Key Characteristics of ETFs
ETFs come with unique characteristics that distinguish them from other investment vehicles. Below are some essential aspects of ETFs:
Transparency
One of the significant benefits of ETFs is transparency. ETF holdings are usually disclosed on a daily basis, allowing investors to know precisely what assets they are investing in. This contrasts with many mutual funds, where holdings are only reported quarterly.
Liquidity
Because ETFs trade like stocks, they can be bought and sold throughout the trading day at market prices. This liquidity makes ETFs a flexible tool for investors who want to enter or exit positions quickly. Market prices may fluctuate throughout the day, offering the opportunity to trade in real-time.
Low Costs
ETFs typically have lower expense ratios compared to actively managed mutual funds. Since most ETFs are designed to track a passive index, they require less active management. This leads to lower operational costs, which are passed on to investors in the form of lower fees.
Tax Efficiency
ETFs are considered more tax-efficient than mutual funds because of their unique structure. In most cases, when investors sell ETF shares, they do so on the open market, rather than directly from the fund itself. This results in fewer capital gains distributions, minimizing the tax impact for investors.
Types of ETFs
There are several different types of ETFs, each designed to meet the needs of various investors. Some of the most common types include:
Stock ETFs
Stock ETFs are one of the most popular types of ETFs. These funds hold a portfolio of individual stocks, allowing investors to gain broad exposure to specific markets, sectors, or regions. For example, an investor might purchase an emerging markets ETF to gain exposure to companies in rapidly growing economies.
Bond ETFs
Bond ETFs invest in fixed-income securities, such as government bonds, corporate bonds, or municipal bonds. These ETFs allow investors to access the bond market with the same ease and liquidity as stocks. Bond ETFs are often used by investors looking for stable income and lower risk compared to equities.
Commodity ETFs
Commodity ETFs allow investors to gain exposure to commodities like gold, silver, oil, and agricultural products. Instead of owning the physical commodity, investors hold shares in the ETF, which tracks the price movements of the commodity. These ETFs can be an attractive option for those seeking diversification in assets beyond traditional stocks and bonds.
Sector and Industry ETFs
Sector ETFs focus on specific industries, such as technology, healthcare, or financials. These funds allow investors to concentrate their investments on sectors they believe will outperform the broader market. Similarly, industry ETFs focus on smaller, more specialized sectors, providing exposure to niche markets.
International ETFs
International ETFs give investors exposure to global markets outside of their home country. These funds may focus on specific regions, such as Europe or Asia, or provide access to developing markets. International ETFs are a convenient way for investors to diversify their portfolios across global economies.
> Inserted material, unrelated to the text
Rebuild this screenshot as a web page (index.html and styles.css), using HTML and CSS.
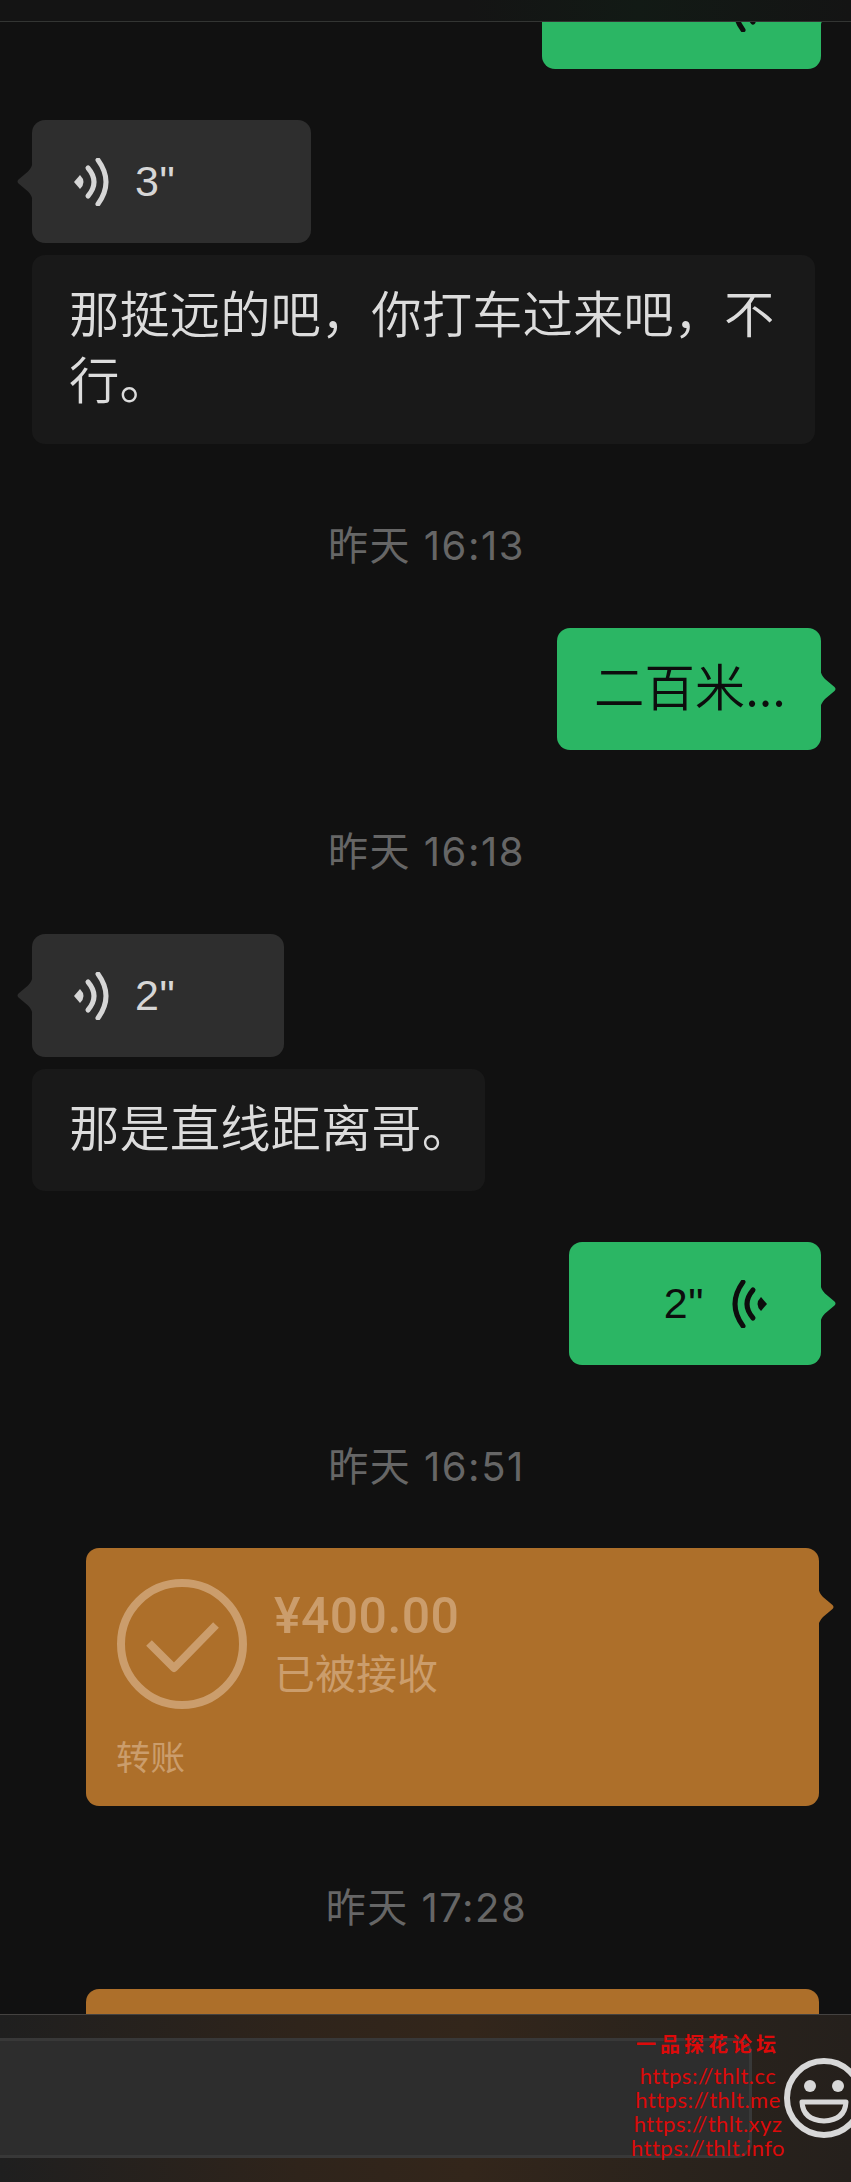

Inverse and Leveraged ETFs
Inverse ETFs are designed to perform the opposite of a particular index. These funds are often used by investors looking to profit from a declining market. Leveraged ETFs, on the other hand, use financial derivatives to amplify the returns of an index. These ETFs aim to deliver a multiple (2x, 3x, etc.) of the daily performance of an underlying index.
Advantages of ETFs
ETFs offer numerous advantages, making them an attractive option for both novice and experienced investors.
Diversification
One of the biggest advantages of ETFs is that they provide instant diversification. Instead of investing in a single stock, an ETF allows investors to own a broad range of assets in one trade. For example, an investor can buy an ETF that tracks the entire U.S. stock market, gaining exposure to hundreds of companies in different industries.
Affordability
ETFs are typically more affordable than other investment options, such as individual stocks or actively managed mutual funds. Because they track an index and require less active management, ETFs have lower expense ratios, making them a cost-effective choice for investors.
Flexibility
Unlike mutual funds, which can only be bought or sold at the end of the day, ETFs trade like stocks, allowing investors to execute trades at any time during market hours. This flexibility allows investors to react quickly to market changes and adjust their portfolios as needed.
Accessibility
ETFs are available to all types of investors, from individuals just starting to build their portfolios to large institutions. With a wide range of ETFs available across various asset classes, investors can easily find funds that align with their investment goals and risk tolerance.
see also: Who Are the Exchange Fund Providers?
Potential Risks of ETFs
While ETFs offer many benefits, they also come with risks that investors should consider.
Market Risk
ETFs are subject to market risk, meaning that their value can fluctuate based on the performance of the underlying assets. If the stock or bond market declines, the value of the ETF may also decrease. This risk is inherent in any investment that is tied to the financial markets.
Liquidity Risk
Some ETFs, particularly those that focus on niche markets or illiquid assets, may have lower trading volumes. This can lead to wider bid-ask spreads, making it more expensive to buy or sell shares of the ETF.
Tracking Error
While ETFs aim to closely track the performance of an index, there can be a tracking error, where the ETF’s returns deviate from the index. This can occur due to factors such as management fees, trading costs, or market disruptions.
Conclusion
ETFs have become a popular investment tool due to their transparency, liquidity, and cost-efficiency. They offer a simple way to access a diversified portfolio across different asset classes, whether you’re interested in stocks, bonds, commodities, or international markets. While ETFs have advantages such as affordability and flexibility, investors should also be aware of potential risks, such as market volatility and tracking errors. By understanding the basics of ETFs and how they operate, investors can make more informed decisions and build portfolios tailored to their financial goals.